Look through the lines and report how many include the word "picture", giving nothing but the number.

Begin Supplied material

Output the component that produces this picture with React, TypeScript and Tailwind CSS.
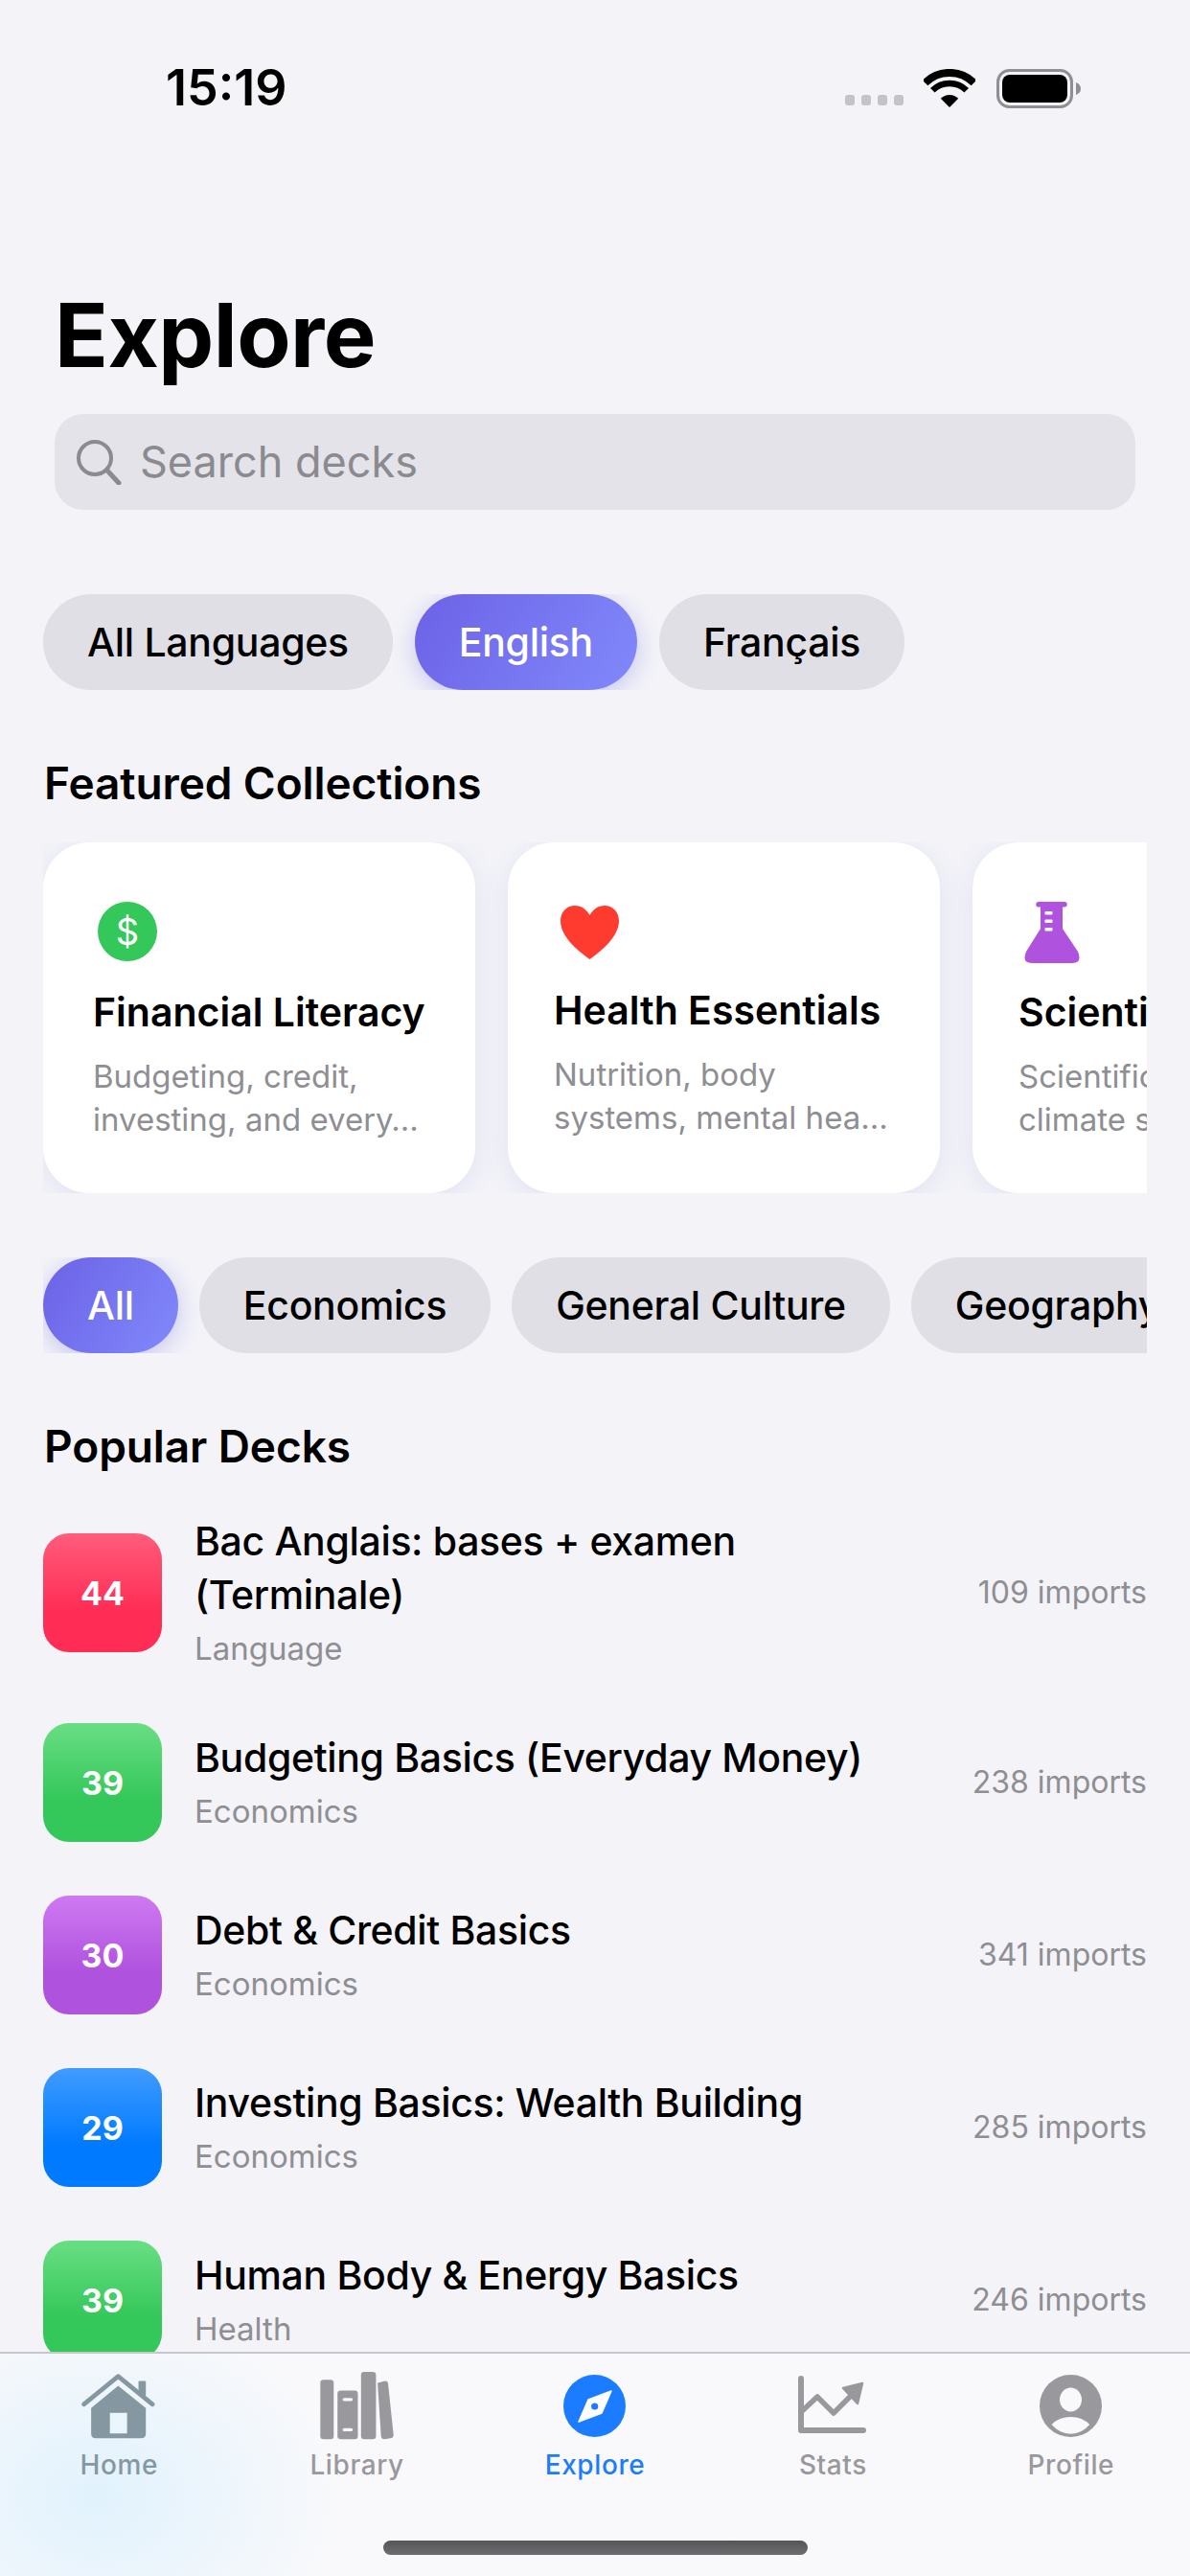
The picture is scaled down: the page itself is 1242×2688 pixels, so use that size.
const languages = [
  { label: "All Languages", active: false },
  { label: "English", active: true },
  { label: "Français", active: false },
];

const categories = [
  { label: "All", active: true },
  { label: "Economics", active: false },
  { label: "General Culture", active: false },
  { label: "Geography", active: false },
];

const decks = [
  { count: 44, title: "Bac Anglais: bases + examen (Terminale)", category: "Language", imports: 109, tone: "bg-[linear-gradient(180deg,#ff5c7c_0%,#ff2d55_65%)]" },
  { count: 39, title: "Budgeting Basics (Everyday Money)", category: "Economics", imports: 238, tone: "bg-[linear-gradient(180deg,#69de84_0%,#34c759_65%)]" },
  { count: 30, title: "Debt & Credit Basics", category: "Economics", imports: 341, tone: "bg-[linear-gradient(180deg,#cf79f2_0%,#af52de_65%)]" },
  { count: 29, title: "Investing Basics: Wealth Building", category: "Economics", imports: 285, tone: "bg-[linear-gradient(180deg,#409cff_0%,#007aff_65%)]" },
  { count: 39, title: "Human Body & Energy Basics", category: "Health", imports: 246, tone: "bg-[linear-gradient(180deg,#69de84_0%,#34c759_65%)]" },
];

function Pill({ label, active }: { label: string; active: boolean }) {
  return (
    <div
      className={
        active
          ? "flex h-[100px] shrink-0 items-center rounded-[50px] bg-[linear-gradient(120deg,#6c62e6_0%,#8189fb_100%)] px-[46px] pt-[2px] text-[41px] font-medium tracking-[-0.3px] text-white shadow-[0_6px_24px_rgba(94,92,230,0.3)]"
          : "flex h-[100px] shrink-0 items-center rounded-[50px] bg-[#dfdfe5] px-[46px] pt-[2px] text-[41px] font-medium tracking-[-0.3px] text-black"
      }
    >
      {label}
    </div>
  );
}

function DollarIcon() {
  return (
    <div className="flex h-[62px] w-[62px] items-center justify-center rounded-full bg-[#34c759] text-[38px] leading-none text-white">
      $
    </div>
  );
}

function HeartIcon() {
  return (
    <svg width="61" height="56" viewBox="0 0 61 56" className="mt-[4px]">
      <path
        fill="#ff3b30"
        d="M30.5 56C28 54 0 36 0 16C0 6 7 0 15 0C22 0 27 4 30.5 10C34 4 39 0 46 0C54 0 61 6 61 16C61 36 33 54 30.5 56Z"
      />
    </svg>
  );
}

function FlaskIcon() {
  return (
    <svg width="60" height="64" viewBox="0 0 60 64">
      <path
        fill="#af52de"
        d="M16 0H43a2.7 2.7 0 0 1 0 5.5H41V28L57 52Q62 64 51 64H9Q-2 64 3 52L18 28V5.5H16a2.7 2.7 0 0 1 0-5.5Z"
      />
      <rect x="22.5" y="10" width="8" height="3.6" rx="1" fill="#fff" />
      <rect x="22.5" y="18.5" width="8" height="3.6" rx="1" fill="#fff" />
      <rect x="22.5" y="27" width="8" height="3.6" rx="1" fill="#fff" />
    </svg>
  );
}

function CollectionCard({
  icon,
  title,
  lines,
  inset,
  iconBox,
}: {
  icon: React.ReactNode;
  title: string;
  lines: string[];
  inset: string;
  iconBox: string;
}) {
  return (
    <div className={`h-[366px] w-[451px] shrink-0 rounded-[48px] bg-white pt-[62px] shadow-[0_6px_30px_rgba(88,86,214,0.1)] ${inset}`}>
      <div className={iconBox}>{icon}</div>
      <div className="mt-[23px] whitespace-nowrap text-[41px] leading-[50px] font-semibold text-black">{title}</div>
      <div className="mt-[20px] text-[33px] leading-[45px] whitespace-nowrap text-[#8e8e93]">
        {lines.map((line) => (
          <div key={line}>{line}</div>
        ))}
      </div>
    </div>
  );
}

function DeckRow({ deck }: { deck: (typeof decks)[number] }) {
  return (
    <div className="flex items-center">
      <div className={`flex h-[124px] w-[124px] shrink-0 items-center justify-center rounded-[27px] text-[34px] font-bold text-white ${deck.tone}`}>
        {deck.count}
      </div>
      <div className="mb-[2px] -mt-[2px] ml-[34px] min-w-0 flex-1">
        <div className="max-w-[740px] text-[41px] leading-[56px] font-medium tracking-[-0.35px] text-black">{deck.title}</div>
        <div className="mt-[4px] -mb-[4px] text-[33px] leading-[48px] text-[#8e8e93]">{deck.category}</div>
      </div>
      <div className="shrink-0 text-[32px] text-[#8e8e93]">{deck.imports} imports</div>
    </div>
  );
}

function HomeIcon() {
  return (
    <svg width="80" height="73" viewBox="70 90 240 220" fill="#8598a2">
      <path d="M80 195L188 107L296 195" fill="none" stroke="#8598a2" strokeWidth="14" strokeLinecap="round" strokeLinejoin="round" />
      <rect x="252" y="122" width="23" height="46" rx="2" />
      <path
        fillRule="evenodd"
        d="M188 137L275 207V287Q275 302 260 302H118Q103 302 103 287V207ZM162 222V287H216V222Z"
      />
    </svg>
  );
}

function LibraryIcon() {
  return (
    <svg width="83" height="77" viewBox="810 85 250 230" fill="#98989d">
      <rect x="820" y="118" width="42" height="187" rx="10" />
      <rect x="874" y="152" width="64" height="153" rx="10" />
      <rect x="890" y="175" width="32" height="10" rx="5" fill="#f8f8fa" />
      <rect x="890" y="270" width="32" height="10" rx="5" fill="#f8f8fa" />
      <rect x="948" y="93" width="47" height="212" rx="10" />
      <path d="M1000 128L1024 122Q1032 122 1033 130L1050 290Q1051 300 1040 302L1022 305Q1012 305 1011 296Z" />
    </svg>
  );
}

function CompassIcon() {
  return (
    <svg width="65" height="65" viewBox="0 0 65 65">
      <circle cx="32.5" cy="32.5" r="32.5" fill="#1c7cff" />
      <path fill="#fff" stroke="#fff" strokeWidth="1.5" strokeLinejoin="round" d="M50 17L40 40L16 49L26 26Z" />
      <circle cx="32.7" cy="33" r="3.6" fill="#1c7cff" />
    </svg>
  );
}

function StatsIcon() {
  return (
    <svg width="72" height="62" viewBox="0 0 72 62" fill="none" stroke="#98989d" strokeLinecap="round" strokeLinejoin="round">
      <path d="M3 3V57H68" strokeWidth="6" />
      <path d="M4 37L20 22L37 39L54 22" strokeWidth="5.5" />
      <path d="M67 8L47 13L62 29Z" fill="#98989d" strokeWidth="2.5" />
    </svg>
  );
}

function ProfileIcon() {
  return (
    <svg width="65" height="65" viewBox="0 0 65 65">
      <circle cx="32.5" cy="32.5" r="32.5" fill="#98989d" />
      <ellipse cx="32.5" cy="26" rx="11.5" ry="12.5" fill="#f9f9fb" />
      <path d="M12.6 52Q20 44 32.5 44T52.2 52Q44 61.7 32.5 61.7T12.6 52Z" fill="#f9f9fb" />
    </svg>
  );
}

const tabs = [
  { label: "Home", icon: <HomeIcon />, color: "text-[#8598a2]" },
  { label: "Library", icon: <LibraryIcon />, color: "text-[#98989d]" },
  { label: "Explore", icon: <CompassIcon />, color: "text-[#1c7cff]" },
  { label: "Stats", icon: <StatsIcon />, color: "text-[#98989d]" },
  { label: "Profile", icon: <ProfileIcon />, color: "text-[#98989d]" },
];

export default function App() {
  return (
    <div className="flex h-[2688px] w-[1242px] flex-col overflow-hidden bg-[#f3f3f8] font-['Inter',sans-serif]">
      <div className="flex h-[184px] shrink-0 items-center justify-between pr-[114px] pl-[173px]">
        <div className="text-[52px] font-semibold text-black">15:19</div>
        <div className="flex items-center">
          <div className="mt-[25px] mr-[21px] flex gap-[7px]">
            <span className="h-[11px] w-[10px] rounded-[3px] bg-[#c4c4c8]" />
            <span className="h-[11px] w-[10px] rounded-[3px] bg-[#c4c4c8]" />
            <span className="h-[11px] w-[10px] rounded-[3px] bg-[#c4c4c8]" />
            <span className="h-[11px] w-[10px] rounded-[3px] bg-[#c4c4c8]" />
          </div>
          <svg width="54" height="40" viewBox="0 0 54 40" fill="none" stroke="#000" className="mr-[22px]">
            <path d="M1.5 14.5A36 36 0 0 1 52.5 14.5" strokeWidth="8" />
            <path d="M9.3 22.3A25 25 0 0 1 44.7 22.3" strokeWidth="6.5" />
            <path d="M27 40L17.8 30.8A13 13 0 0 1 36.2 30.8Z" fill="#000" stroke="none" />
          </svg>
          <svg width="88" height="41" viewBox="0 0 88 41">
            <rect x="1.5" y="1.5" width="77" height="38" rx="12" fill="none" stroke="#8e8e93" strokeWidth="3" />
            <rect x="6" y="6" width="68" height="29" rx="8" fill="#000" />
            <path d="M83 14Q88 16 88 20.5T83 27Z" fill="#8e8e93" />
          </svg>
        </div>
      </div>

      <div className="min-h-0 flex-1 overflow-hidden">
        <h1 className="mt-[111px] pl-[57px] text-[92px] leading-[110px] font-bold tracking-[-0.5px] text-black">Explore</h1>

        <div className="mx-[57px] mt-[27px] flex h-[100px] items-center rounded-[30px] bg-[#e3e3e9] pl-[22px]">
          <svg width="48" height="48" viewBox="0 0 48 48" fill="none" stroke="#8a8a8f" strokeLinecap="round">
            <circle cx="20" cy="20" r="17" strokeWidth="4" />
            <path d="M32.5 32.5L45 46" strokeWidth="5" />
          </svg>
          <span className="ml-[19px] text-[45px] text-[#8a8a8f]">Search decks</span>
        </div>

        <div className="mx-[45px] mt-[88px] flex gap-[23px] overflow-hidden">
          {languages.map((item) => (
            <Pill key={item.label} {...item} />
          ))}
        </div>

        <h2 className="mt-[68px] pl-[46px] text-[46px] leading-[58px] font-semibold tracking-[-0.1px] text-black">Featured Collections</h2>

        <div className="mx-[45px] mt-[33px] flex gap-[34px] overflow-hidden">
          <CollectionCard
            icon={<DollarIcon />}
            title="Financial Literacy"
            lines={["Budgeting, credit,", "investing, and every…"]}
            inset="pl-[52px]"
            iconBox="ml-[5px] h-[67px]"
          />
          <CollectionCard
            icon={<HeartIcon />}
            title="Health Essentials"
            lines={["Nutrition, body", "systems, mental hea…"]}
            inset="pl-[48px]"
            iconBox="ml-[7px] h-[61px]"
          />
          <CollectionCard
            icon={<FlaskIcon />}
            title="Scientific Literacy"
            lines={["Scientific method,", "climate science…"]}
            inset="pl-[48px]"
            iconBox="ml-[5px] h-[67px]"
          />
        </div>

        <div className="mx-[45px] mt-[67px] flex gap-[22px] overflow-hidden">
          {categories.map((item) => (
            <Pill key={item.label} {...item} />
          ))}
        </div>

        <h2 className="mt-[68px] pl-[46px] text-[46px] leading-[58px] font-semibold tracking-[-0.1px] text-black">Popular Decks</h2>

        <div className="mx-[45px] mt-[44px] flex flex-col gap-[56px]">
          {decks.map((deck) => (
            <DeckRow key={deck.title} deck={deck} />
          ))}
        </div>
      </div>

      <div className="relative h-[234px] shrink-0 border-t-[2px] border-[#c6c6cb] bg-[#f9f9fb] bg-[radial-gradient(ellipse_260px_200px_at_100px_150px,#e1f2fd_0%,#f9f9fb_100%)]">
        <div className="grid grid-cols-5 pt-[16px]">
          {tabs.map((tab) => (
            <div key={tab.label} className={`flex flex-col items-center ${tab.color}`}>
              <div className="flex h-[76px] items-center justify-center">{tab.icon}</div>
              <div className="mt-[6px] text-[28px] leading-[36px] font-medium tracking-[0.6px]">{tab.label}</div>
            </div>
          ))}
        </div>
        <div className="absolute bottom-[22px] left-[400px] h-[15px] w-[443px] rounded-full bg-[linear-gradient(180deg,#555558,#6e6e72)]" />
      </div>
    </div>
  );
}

End Supplied material

* Solution to this task *
2